21.10.2015: Nach neun Stunden abenteuerlicher Fahrt biegen wir um die letzte Kurve für heute. Nur noch wenige Meter sind es jetzt bis nach Miwul, einem Aborigine-Ort, an dessen Strand wir heute unser Nachtlager aufschlagen. Schon aus der Entfernung können wir Henry erkennen, der im Schatten der kleinen, grünen Baumkrone an einem sonst kahlen Baumstamm lehnt und auf uns wartet.

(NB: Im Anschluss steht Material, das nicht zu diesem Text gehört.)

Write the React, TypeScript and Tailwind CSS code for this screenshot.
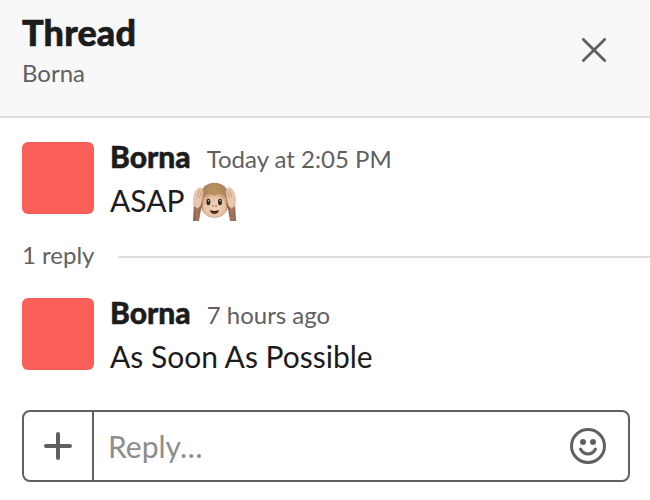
function Monkey() {
  return (
    <svg className="mt-1 h-10 w-[43px] shrink-0" viewBox="0 0 43 40" fill="none" role="img" aria-label="hear-no-evil monkey">
      <defs>
        <radialGradient id="fur" cx="0.5" cy="0.25" r="0.75">
          <stop offset="0" stopColor="#ba9560" />
          <stop offset="0.6" stopColor="#aa8058" />
          <stop offset="1" stopColor="#8a6249" />
        </radialGradient>
        <radialGradient id="face" cx="0.5" cy="0.55" r="0.6">
          <stop offset="0" stopColor="#f3d3b9" />
          <stop offset="0.7" stopColor="#e8c2a3" />
          <stop offset="1" stopColor="#c4977a" />
        </radialGradient>
        <linearGradient id="arm" x1="0" y1="0" x2="1" y2="0">
          <stop offset="0" stopColor="#85594a" />
          <stop offset="0.5" stopColor="#a9795f" />
          <stop offset="1" stopColor="#8d6049" />
        </linearGradient>
      </defs>
      <path d="M21.500.8C12.500.8 7 7 7 17c0 12 5.500 18.500 14.500 18.500S36 29 36 17C36 7 30.500.8 21.500.8Z" fill="url(#fur)" />
      <path d="M21.500 14.200C18 10 9.800 11.500 9.600 18.500c0 2.500.4 4-.3 6C8.600 31 14 35.300 21.500 35.300S34.400 31 33.700 24.500c-.7-2-.3-3.500-.3-6C33.200 11.500 25 10 21.500 14.200Z" fill="url(#face)" />
      <path d="M1 22l7-2 .2 6L6 39H0Z" fill="url(#arm)" />
      <path d="M42 22l-7-2-.2 6L37 39h6Z" fill="url(#arm)" />
      <path d="M1 24C0 17 1 10 4 7.500c1-1.500 2-2 2.600-1.200C8 5.500 9 6.500 8.600 8c1.500 0 1.900 1 1.500 2.500L9 17l-1.500 7-3 2.500Z" fill="#e9c8b0" stroke="#c9a088" strokeWidth=".5" />
      <path d="M42 24c1-7 0-14-3-16.500-1-1.500-2-2-2.600-1.200C35 5.500 34 6.500 34.400 8c-1.500 0-1.900 1-1.500 2.500l1.100 6.500 1.500 7 3 2.500Z" fill="#e9c8b0" stroke="#c9a088" strokeWidth=".5" />
      <path d="M4 15 6.400 8M6.300 16l2.200-7M39 15l-2.400-7M36.700 16l-2.200-7" stroke="#bb8a72" strokeWidth=".7" />
      <ellipse cx="15.400" cy="20" rx="2" ry="3.200" fill="#302b28" />
      <ellipse cx="27" cy="20" rx="2" ry="3.200" fill="#302b28" />
      <circle cx="15.600" cy="18.700" r=".7" fill="#d9d2ce" />
      <circle cx="27.200" cy="18.700" r=".7" fill="#d9d2ce" />
      <path d="M19 24.200q1.200-1 2.100.2m.9 0q1-1.200 2-.2" stroke="#986248" strokeWidth="1" />
      <path d="M16.700 28.300q4.700 1.400 9.400 0-1 3.700-4.700 3.700t-4.700-3.700Z" fill="#602b26" />
      <path d="M18 28.800q3.500.8 7 0l-.7 1.200h-5.600Z" fill="#2f211d" />
    </svg>
  );
}

function Message({ time, text, emoji }: { time: string; text: string; emoji?: boolean }) {
  return (
    <article className="flex h-[88px] gap-4 pl-[22px]">
      <div className="mt-2 size-[72px] shrink-0 rounded-md bg-[#fa5f5a]" />
      <div className="text-[30px] leading-[44px] text-[#1d1c1d]">
        <div className="flex h-11 items-baseline gap-4">
          <span className="font-black [-webkit-text-stroke:0.5px]">Borna</span>
          <span className="text-2xl leading-[44px] text-[#616061]">{time}</span>
        </div>
        <div className="flex gap-2">
          <span>{text}</span>
          {emoji && <Monkey />}
        </div>
      </div>
    </article>
  );
}

export default function App() {
  return (
    <main className="h-[500px] w-[650px] overflow-hidden bg-white font-[Lato,sans-serif]">
      <header className="flex h-[118px] justify-between border-b-2 border-[#dddddd] bg-[#f8f8f8] pt-[14px] pr-11 pl-[22px]">
        <div>
          <h1 className="text-4xl leading-9 font-black tracking-[0.15px] text-[#1d1c1d] [-webkit-text-stroke:0.6px]">Thread</h1>
          <p className="mt-[9px] text-2xl leading-7 text-[#616061]">Borna</p>
        </div>
        <svg className="mt-[24px] size-6" viewBox="0 0 24 24" fill="none" stroke="#616061" strokeWidth="2.800" strokeLinecap="round">
          <path d="M1.400 1.400 22.600 22.600M22.600 1.400 1.400 22.600" />
        </svg>
      </header>
      <section className="pt-4">
        <Message time="Today at 2:05 PM" text="ASAP" emoji />
        <div className="flex h-[68px] items-center gap-6 pl-[22px]">
          <span className="-mt-0.5 text-2xl leading-7 text-[#616061]">1 reply</span>
          <div className="mt-0.5 h-0.5 flex-1 bg-[#dddddd]" />
        </div>
        <Message time="7 hours ago" text="As Soon As Possible" />
      </section>
      <div className="mt-8 mr-5 ml-[22px] flex h-[72px] rounded-lg border-2 border-[#616061]">
        <div className="flex w-[70px] items-center justify-center border-r-2 border-[#616061]">
          <svg className="size-7" viewBox="0 0 28 28" fill="none" stroke="#616061" strokeWidth="4" strokeLinecap="round">
            <path d="M14 2v24M2 14h24" />
          </svg>
        </div>
        <div className="flex flex-1 items-center justify-between pr-[22px] pl-[14px]">
          <span className="text-[30px] leading-9 text-[#8d8d8d]">Reply…</span>
          <svg className="size-9" viewBox="0 0 36 36" fill="none" stroke="#616061" strokeWidth="3">
            <circle cx="18" cy="18" r="16.500" />
            <circle cx="13" cy="14" r="3" fill="#616061" stroke="none" />
            <circle cx="23" cy="14" r="3" fill="#616061" stroke="none" />
            <path d="M10.500 21c3 6.500 12 6.500 15 0" strokeLinecap="round" />
          </svg>
        </div>
      </div>
    </main>
  );
}
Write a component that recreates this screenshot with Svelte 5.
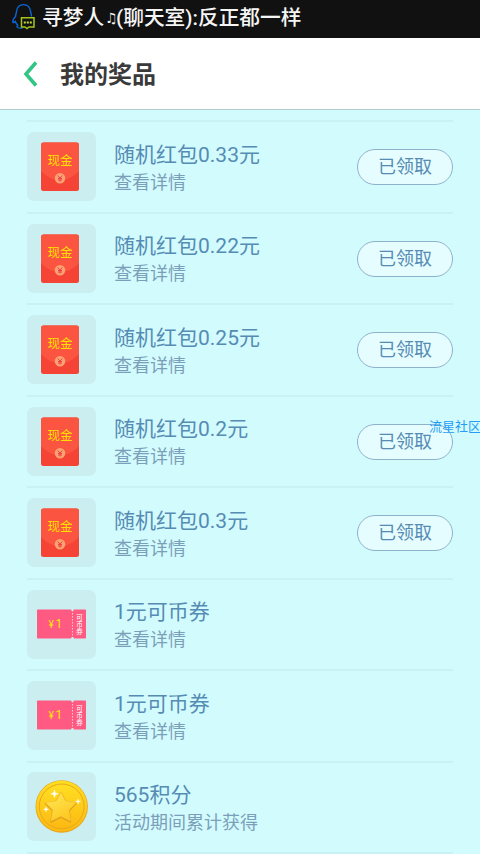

Der weißbärtige Dorfälteste ist der Besitzer des Strandes und für heute Nacht unser Gastgeber. Er berichtet, dass er schon seit einigen Stunden hier sitzt und auf unseren Konvoi wartet – eine Handyverbindung, über die wir unsere genaue Ankunftszeit hätten ankündigen können, haben wir schon seit Tagen nicht mehr. Der nächste Funkturm ist hunderte von Kilometern entfernt.

Die 150 Kilometer der heutigen Tagesetappe waren abenteuerlich und stellten sowohl unsere Fahrzeuge als auch das Team auf die Probe: Wir sind tief im Arnhem-Land, dem Territorium der Aborigines unterwegs – richtige Infrastruktur gibt es nicht. Die „Straßen“ sind zum Teil seit längerem nicht benutzt worden, immer wieder muss unser Konvoi stoppen, damit wir den zugewucherten Weg frei legen können. Der lange und schwere Versorgungstruck verliert auf der Strecke den Anschluss und wir hoffen, dass er irgendwann im Laufe der Nacht unser Camp erreicht.

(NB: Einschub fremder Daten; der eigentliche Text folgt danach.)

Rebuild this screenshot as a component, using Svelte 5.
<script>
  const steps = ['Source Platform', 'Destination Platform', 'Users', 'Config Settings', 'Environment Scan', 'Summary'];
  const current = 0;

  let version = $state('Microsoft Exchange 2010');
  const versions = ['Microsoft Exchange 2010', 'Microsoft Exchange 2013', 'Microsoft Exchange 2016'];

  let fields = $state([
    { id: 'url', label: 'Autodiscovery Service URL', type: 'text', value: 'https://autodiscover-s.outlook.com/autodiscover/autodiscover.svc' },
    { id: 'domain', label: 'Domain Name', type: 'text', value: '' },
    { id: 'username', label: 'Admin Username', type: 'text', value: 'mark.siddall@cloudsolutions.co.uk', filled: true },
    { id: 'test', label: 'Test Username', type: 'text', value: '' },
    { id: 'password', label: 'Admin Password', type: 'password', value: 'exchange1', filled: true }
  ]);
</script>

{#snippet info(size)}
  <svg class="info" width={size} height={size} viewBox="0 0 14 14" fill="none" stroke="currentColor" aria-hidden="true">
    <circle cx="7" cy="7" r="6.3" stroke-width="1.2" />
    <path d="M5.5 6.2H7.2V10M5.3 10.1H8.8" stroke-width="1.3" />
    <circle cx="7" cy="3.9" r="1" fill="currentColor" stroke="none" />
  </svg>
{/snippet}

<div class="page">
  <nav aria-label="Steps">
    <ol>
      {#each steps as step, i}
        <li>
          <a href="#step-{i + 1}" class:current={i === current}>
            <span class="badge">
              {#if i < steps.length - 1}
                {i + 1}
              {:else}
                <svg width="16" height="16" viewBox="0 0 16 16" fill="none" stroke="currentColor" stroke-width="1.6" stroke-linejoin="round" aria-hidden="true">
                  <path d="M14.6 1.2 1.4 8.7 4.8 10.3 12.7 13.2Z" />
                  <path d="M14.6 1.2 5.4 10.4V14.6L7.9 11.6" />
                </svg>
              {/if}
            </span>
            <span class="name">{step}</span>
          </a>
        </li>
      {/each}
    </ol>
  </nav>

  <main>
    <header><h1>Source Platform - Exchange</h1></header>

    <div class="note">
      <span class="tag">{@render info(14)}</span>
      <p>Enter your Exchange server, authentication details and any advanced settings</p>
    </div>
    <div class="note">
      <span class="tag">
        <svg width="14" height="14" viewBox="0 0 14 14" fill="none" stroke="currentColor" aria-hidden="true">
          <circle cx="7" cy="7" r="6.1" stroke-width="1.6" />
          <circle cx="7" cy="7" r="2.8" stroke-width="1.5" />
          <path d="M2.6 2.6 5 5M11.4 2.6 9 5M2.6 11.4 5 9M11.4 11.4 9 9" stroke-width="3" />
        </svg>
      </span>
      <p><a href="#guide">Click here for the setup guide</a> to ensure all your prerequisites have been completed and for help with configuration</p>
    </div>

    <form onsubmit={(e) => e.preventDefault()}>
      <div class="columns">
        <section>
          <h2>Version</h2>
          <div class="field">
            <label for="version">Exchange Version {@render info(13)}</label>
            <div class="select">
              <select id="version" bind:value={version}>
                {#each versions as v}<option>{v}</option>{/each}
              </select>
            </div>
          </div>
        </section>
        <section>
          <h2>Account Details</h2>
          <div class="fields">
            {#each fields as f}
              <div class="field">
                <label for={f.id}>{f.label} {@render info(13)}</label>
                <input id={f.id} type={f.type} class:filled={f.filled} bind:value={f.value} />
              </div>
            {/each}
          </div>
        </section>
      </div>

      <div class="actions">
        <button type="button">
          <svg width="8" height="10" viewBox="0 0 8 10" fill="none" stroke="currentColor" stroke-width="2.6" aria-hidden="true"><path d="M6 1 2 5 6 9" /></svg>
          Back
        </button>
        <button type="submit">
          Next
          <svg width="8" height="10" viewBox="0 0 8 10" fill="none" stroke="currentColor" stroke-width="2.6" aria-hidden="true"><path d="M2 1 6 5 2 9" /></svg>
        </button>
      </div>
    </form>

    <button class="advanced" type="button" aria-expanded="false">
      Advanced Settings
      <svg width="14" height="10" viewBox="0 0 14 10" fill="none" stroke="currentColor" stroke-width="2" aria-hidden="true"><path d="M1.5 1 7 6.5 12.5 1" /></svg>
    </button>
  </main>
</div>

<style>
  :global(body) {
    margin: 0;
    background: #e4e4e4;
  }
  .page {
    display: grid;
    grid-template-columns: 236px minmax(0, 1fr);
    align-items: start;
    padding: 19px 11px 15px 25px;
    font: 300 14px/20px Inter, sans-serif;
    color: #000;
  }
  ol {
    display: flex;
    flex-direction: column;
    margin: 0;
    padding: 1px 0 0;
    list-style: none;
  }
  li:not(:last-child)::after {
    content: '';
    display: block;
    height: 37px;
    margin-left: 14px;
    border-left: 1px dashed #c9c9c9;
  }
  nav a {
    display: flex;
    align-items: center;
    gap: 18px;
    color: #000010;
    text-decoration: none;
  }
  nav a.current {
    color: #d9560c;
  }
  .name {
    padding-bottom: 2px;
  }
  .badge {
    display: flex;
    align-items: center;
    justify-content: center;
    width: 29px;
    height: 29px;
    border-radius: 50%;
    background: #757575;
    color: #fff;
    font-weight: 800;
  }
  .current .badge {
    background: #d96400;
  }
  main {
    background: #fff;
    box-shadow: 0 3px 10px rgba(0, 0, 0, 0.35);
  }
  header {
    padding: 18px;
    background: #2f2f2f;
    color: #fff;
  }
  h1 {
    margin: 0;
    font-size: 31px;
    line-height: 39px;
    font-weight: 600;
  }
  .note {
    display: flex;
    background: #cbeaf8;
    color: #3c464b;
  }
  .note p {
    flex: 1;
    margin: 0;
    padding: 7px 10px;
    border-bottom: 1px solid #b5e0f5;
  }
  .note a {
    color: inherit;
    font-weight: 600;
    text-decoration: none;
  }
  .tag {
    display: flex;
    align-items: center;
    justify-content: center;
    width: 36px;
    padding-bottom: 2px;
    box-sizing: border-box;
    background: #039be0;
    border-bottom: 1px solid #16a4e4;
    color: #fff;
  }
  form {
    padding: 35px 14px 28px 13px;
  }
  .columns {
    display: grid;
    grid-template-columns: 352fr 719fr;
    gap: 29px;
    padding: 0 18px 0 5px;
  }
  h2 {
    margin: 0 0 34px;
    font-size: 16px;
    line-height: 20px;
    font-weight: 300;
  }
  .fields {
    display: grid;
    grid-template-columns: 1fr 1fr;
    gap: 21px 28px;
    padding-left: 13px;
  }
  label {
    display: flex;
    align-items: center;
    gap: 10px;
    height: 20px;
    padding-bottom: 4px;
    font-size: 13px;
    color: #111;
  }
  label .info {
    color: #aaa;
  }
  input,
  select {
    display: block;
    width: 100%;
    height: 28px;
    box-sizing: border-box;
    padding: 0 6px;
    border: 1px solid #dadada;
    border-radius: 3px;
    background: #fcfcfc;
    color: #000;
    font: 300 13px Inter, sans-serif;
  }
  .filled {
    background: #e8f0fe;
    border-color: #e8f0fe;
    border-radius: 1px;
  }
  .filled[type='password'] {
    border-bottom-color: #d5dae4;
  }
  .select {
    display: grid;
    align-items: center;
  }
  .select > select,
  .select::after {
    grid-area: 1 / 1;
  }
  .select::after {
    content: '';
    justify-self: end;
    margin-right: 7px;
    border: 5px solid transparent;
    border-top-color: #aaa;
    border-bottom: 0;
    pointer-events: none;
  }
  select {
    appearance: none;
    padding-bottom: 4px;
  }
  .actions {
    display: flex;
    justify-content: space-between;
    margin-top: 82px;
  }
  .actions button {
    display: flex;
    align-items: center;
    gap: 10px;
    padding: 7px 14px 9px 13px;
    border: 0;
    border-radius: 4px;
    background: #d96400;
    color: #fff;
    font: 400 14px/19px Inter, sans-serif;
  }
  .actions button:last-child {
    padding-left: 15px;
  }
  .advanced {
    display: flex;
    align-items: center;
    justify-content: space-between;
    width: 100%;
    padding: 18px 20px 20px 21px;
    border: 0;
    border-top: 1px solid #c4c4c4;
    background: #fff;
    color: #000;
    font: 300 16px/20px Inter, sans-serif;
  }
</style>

Für Camp-Besitzer Henry ist heute ein besonderer Tag: Erst vor kurzem hat er die Verhandlungen mit dem Northern Land Council (Verwaltung des Arnhem-Landes) abgeschlossen, in denen beschlossen wurde, dass sein Strand ab sofort Touristen beherbergen darf. “Ihr seid meine ersten Gäste” sagt er und führt uns stolz zum ersten sichtbaren Zeichen des vorsichtig aufkeimenden Tourismus in der Gegend: das Toilettenhäuschen. Wir haben den ganzen Tag über kein einziges Gebäude gesehen und sind uns absolut einig mit dem alten Chef der Aborigines: Die kleine Wellblechhütte ist ein echter Palast! :)

Tourismus ist im Arnhem-Land bislang so gut wie gar nicht bekannt. Wer das Land der Ureinwohner Australiens betreten möchte, musste sich bislang mühsam und Monate im Voraus kostenpflichtige Genehmigungen organisieren, die längst nicht in jedem Fall erteilt werden. Die Einnahmen für diese Permits sollen den Aborigine-Clans als Einnahmequelle dienen.

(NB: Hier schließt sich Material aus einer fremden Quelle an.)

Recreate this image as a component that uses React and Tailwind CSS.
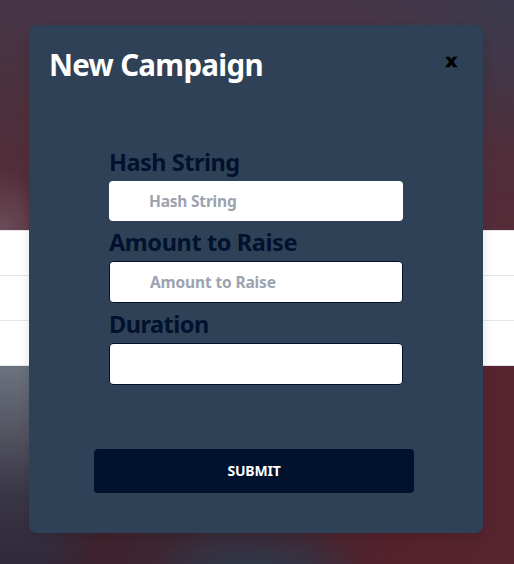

Trotzdem möchte Henry heute Abend noch eine zusätzliche Bezahlung: Zwei Kanister V-Shell-Diesel und zwei Schachteln Zigaretten verlangt er dafür, dass die Land Rover Experience Tour bei ihm sein Lager aufschlagen kann. Den Diesel saugt er mit dem Mund und einem Schlauch direkt aus unseren Versorgungskanistern auf dem Dachgepäckträger. Für die Zigaretten müssen wir ein Team in den nächsten Ort schicken.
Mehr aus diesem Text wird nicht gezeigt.